Hillary Clinton showed up at the debate with Donald Trump on Wednesday — as in that Hillary Clinton, the calculating, maneuvering, ruthlessly intelligent politician so feared and caricatured by her conservative critics all these years. And she made her 2016 public debut just in time to spark one final Trumpian tantrum.

This, says Opinion contributing writer Melissa Batchelor Warnke, is the Hillary Clinton America deserves, not the smiling everywoman of the first debate or the calm, poised presence in the second. In Las Vegas on Wednesday, we saw someone who was rightfully tired of sharing debate stages with a incoherent xenophobe for nearly five hours. Batchelor Warnke writes:

And so, finally, voters got the Shade Queen that America deserves. Somehow, subtly and yet repeatedly, Clinton released her staid political professional veneer.

When Clinton spoke about the sexual assault allegations against Trump, she said: “Donald thinks belittling women makes him bigger. He goes after their dignity, their self-worth, and I don’t think there is a woman anywhere that doesn’t know what that feels like.”

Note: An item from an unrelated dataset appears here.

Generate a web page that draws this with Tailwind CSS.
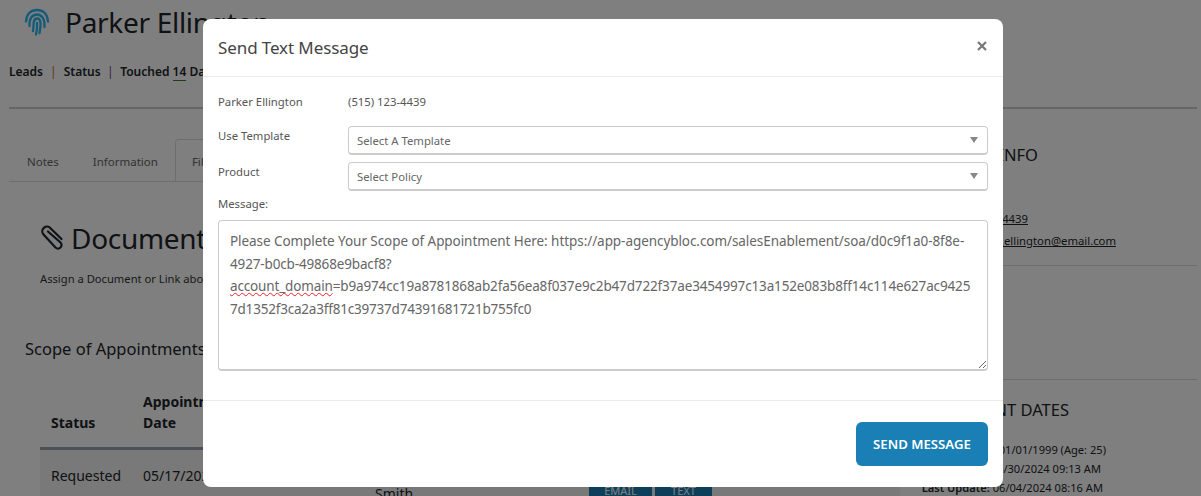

Cynics will say that was a political calculation to connect with undecided women, and it may well have been. But if it’s easy to fake compassion, it’s harder to fake spitting-mad, even if the words are scripted. As women, we’re taught that it’s proper to absorb slights without returning them. For many of us, anger comes out after we’ve burnt through everything else.

Later in the debate, Trump talked over her answer on Social Security, remarking “such a nasty woman.” The Internet exploded. An hour later, his comment had been commercialized, in the form of T-shirts, pins, hats and coffee mugs touting the consumer’s “nasty woman”-ness.

Having a man meet the force of her long-suppressed and hard-earned righteous anger with dismissive condescension? Her calculation was correct. There was not a woman anywhere who didn’t know what that felt like.

The night was peppered with zingers. Her response to Trump’s unprecedented refusal to state that he’d accept the election results? Calm, but pointed: “Let me respond to that because that’s horrifying.” Her response to Trump’s comments about Putin? Crisp, and biting: Putin would “rather have a puppet as the president of the United States.” ...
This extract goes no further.